The reductions, Vitorri said, will not affect the airlines’ staff in Haiti.
The Haitian diaspora in South Florida has come to rely on FLL-Hollywood for its ability to get American Airlines travelers to Haiti on a 6 a.m. flight, before Port-au-Prince’s traffic becomes too congested, back again in late afternoon to Florida.
And in the New York-Newark area, home to a large Haitian community, JFK’s direct flight has allowed passengers to avoid long layovers in Miami. JetBlue Airlines still operates a direct flight to Port-au-Prince out of JFK and also out of Fort Lauderdale.
“It’s a big loss for us,” said Guy Francois, minister of Haitians Living Abroad, the Haitian government ministry dedicated to the diaspora. “But it’s an opportunity for other airlines to come aboard and provide direct service to Haiti.”
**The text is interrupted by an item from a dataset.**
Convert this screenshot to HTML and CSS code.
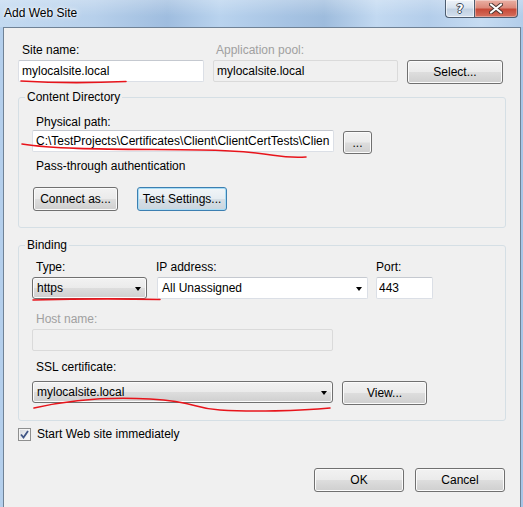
FILE: index.html
```html
<!DOCTYPE html>
<html lang="en">
<head>
    <meta charset="UTF-8">
    <title>Add Web Site</title>
    <link rel="stylesheet" href="styles.css">
</head>
<body>
    <div class="window">
        <!-- Title bar -->
        <div class="titlebar">
            <span class="title">Add Web Site</span>
            <div class="caption-btns">
                <span class="cap-help">?</span>
                <span class="cap-close">
                    <svg width="14" height="11" viewBox="0 0 14 11">
                        <path d="M2 1.5 L12 9.5 M12 1.5 L2 9.5" stroke="#4a3530" stroke-width="4" stroke-linecap="round"/>
                        <path d="M2 1.5 L12 9.5 M12 1.5 L2 9.5" stroke="#fff" stroke-width="2.2" stroke-linecap="round"/>
                    </svg>
                </span>
            </div>
        </div>

        <!-- Dialog body -->
        <div class="client">
            <div class="top-row">
                <div class="field site-field">
                    <label class="lbl">Site name:</label>
                    <input class="textbox" type="text" value="mylocalsite.local">
                </div>
                <div class="field pool-field">
                    <label class="lbl disabled">Application pool:</label>
                    <input class="textbox readonly" type="text" value="mylocalsite.local" readonly>
                </div>
                <button class="btn select-btn">Select...</button>
            </div>

            <fieldset class="group content-group">
                <legend>Content Directory</legend>
                <label class="lbl path-lbl">Physical path:</label>
                <div class="path-row">
                    <input class="textbox path-box" type="text" value="C:\TestProjects\Certificates\Client\ClientCertTests\Clien">
                    <button class="btn browse-btn">...</button>
                </div>
                <div class="auth-text">Pass-through authentication</div>
                <div class="auth-btns">
                    <button class="btn connect-btn">Connect as...</button>
                    <button class="btn focused test-btn">Test Settings...</button>
                </div>
            </fieldset>

            <fieldset class="group binding-group">
                <legend>Binding</legend>
                <div class="binding-row">
                    <div class="field type-field">
                        <label class="lbl">Type:</label>
                        <div class="combo combo-btn">https<span class="arrow"></span></div>
                    </div>
                    <div class="field ip-field">
                        <label class="lbl">IP address:</label>
                        <div class="combo combo-edit">All Unassigned<span class="arrow"></span></div>
                    </div>
                    <div class="field port-field">
                        <label class="lbl">Port:</label>
                        <input class="textbox port-box" type="text" value="443">
                    </div>
                </div>
                <div class="field host-field">
                    <label class="lbl disabled">Host name:</label>
                    <input class="textbox readonly host-box" type="text" value="" disabled>
                </div>
                <div class="field ssl-field">
                    <label class="lbl">SSL certificate:</label>
                    <div class="ssl-row">
                        <div class="combo combo-btn ssl-combo">mylocalsite.local<span class="arrow"></span></div>
                        <button class="btn view-btn">View...</button>
                    </div>
                </div>
            </fieldset>

            <div class="check-row">
                <span class="checkbox">
                    <svg width="9" height="9" viewBox="0 0 9 9">
                        <path d="M1 4.5 L3.5 7.5 L8 1" fill="none" stroke="#3f5585" stroke-width="1.8"/>
                    </svg>
                </span>
                <span>Start Web site immediately</span>
            </div>

            <div class="footer">
                <button class="btn ok-btn">OK</button>
                <button class="btn cancel-btn">Cancel</button>
            </div>
        </div>

        <!-- red pen marks drawn over the form -->
        <svg class="ink" width="523" height="507" viewBox="0 0 523 507">
            <g fill="none" stroke="#e8141b" stroke-width="1.6" stroke-linecap="round">
                <path d="M21 81 Q 70 84 126 81.5"/>
                <path d="M22 144 C 60 150, 120 149, 200 150 S 270 159, 306 157"/>
                <path d="M33 300 Q 100 298 160 299.5"/>
                <path d="M34 408 C 60 402, 100 396, 150 399 S 190 408, 220 410 S 300 411, 330 408"/>
            </g>
        </svg>
    </div>
</body>
</html>
```

FILE: styles.css
```css
* {
    margin: 0;
    padding: 0;
    box-sizing: border-box;
}

body {
    font-family: "Liberation Sans", Arial, sans-serif;
    font-size: 12px;
    line-height: 14px;
    color: #000;
    background: #fff;
}

/* Window frame */
.window {
    position: relative;
    width: 523px;
    height: 507px;
    overflow: hidden;
    display: flex;
    flex-direction: column;
    background: linear-gradient(90deg, #b4cfec 0%, #a8c5e6 100%);
}

/* Glass title bar */
.titlebar {
    height: 27px;
    display: flex;
    align-items: flex-start;
    background:
        linear-gradient(180deg, rgba(255, 255, 255, 0.25) 0%, rgba(255, 255, 255, 0) 60%),
        linear-gradient(90deg, #c3daf1 0%, #b7d0eb 18%, #9fbddf 32%, #b9d3ee 42%, #a6c3e3 55%, #9ebcdd 62%, #c2d9f1 72%, #b3cdea 82%, #c6dcf2 92%, #b2cdea 100%);
}

.title {
    padding: 6px 0 0 4px;
    text-shadow: 0 0 6px #fff, 0 0 3px #fff;
}

.caption-btns {
    margin-left: auto;
    margin-right: 5px;
    display: flex;
}

.cap-help,
.cap-close {
    height: 18px;
    display: flex;
    align-items: center;
    justify-content: center;
    border: 1px solid #4d5d70;
    border-top: none;
}

.cap-help {
    width: 29px;
    border-right: none;
    border-bottom-left-radius: 4px;
    background: linear-gradient(180deg, #eef3f9 0%, #d9e3ee 45%, #c2d1e2 55%, #d3e0ee 100%);
    box-shadow: inset 0 0 0 1px rgba(255, 255, 255, 0.6);
    color: #fff;
    font-family: "DejaVu Sans", sans-serif;
    font-weight: bold;
    font-size: 12px;
    text-shadow: 1px 0 0 #3b4656, -1px 0 0 #3b4656, 0 1px 0 #3b4656, 0 -1px 0 #3b4656;
}

.cap-close {
    width: 44px;
    border-bottom-right-radius: 4px;
    background: linear-gradient(180deg, #eab0a4 0%, #dc8a7b 45%, #c74a38 55%, #d5705e 100%);
    box-shadow: inset 0 0 0 1px rgba(255, 255, 255, 0.35);
}

/* Client area of the dialog */
.client {
    flex: 1;
    margin: 0 2px 0 3px;
    border: 1px solid #6f8296;
    border-bottom: none;
    background: #f0f0f0;
    padding: 15px 14px 0 14px;
}

.lbl {
    display: block;
    height: 14px;
    margin-bottom: 3px;
    white-space: nowrap;
}

.lbl.disabled {
    color: #a0a0a0;
}

/* Text boxes */
.textbox {
    display: block;
    height: 22px;
    font: inherit;
    color: #000;
    padding: 0 2px 0 3px;
    background: #fff;
    border: 1px solid #dbdfe6;
    border-top-color: #c5c9d0;
    border-radius: 2px;
    outline: none;
}

.textbox.readonly {
    background: #f0f0f0;
    border-color: #dadada;
}

/* Push buttons */
.btn {
    display: block;
    height: 24px;
    font: inherit;
    color: #000;
    border: 1px solid #707070;
    border-radius: 3px;
    background: linear-gradient(180deg, #f2f2f2 0%, #ebebeb 48%, #dddddd 52%, #cfcfcf 100%);
    box-shadow: inset 0 0 0 1px #fbfbfb;
}

.btn.focused {
    border-color: #3c7fb1;
    background: linear-gradient(180deg, #f1f5f8 0%, #e6edf2 48%, #d6dfe6 52%, #cad5de 100%);
    box-shadow: inset 0 0 0 1px #a7dcf5;
}

/* Top row: site name, pool, select */
.top-row {
    display: flex;
    gap: 9px;
}

.site-field .lbl {
    padding-left: 4px;
}

.site-field .textbox {
    width: 186px;
}

.pool-field .lbl {
    padding-left: 3px;
}

.pool-field .textbox {
    width: 185px;
}

.select-btn {
    width: 96px;
    margin-top: 17px;
}

/* Group boxes */
.group {
    border: 1px solid #d5dfe5;
    border-radius: 3px;
    min-width: 0;
}

.group legend {
    margin-left: -7px;
    padding: 0 2px;
    line-height: 14px;
}

.content-group {
    margin-top: 6px;
    padding: 11px 0 16px 13px;
}

.path-lbl {
    padding-left: 4px;
    margin-bottom: 1px;
}

.path-row {
    display: flex;
    gap: 9px;
}

.path-box {
    width: 302px;
    padding-right: 0;
}

.browse-btn {
    width: 29px;
    height: 23px;
    margin-top: 1px;
}

.auth-text {
    margin-top: 5px;
    padding-left: 4px;
}

.auth-btns {
    display: flex;
    gap: 19px;
    margin-top: 14px;
    padding-left: 1px;
}

.connect-btn {
    width: 85px;
}

.test-btn {
    width: 90px;
}

.binding-group {
    margin-top: 10px;
    padding: 8px 0 15px 13px;
}

.binding-row {
    display: flex;
}

.type-field {
    width: 115px;
}

.type-field .lbl {
    padding-left: 4px;
}

.ip-field {
    width: 211px;
    margin-left: 10px;
}

.ip-field .lbl {
    margin-left: -1px;
}

.port-field {
    width: 57px;
    margin-left: 8px;
}

.port-box {
    width: 57px;
    padding-left: 2px;
}

/* Drop-down lists */
.combo {
    position: relative;
    height: 22px;
    display: flex;
    align-items: center;
    padding-left: 4px;
    white-space: nowrap;
}

.combo-btn {
    border: 1px solid #707070;
    border-radius: 3px;
    background: linear-gradient(180deg, #f2f2f2 0%, #ebebeb 48%, #dddddd 52%, #cfcfcf 100%);
    box-shadow: inset 0 0 0 1px #fbfbfb;
}

.combo-edit {
    border: 1px solid #dbdfe6;
    border-top-color: #c5c9d0;
    border-radius: 2px;
    background: #fff;
}

.combo .arrow {
    position: absolute;
    right: 5px;
    top: 9px;
    width: 0;
    height: 0;
    border-left: 3.5px solid transparent;
    border-right: 3.5px solid transparent;
    border-top: 4px solid #000;
}

.host-field {
    margin-top: 13px;
}

.host-field .lbl,
.ssl-field .lbl {
    padding-left: 4px;
}

.host-box {
    width: 301px;
}

.ssl-field {
    margin-top: 9px;
}

.ssl-field .lbl {
    margin-bottom: 7px;
}

.ssl-row {
    display: flex;
    align-items: flex-start;
    gap: 9px;
}

.ssl-combo {
    width: 301px;
}

.view-btn {
    width: 85px;
}

/* Start checkbox */
.check-row {
    display: flex;
    align-items: center;
    gap: 6px;
    margin-top: 6px;
}

.checkbox {
    width: 13px;
    height: 13px;
    display: flex;
    align-items: center;
    justify-content: center;
    border: 1px solid #8e8f8f;
    background: linear-gradient(135deg, #d2d6dc 0%, #eef0f2 60%, #fbfbfb 100%);
    box-shadow: inset 0 0 0 1px #f4f4f4;
}

/* OK / Cancel */
.footer {
    display: flex;
    justify-content: flex-end;
    gap: 11px;
    margin-top: 27px;
    padding-right: 1px;
}

.ok-btn,
.cancel-btn {
    width: 90px;
}

.ink {
    position: absolute;
    left: 0;
    top: 0;
    pointer-events: none;
}
```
Vittori said the decision has been in the works for a while, and the airline has “gone back and forth.”
“But it’s very difficult to argue with the economic numbers,” he said, adding that there “is a lot of sentiment on JFK. That’s how we started flying to Haiti 47 years ago.”
The Fort Lauderdale-Hollywood route began in 2014, the same year American Airlines launched its direct service from Miami to Cap-Haitien.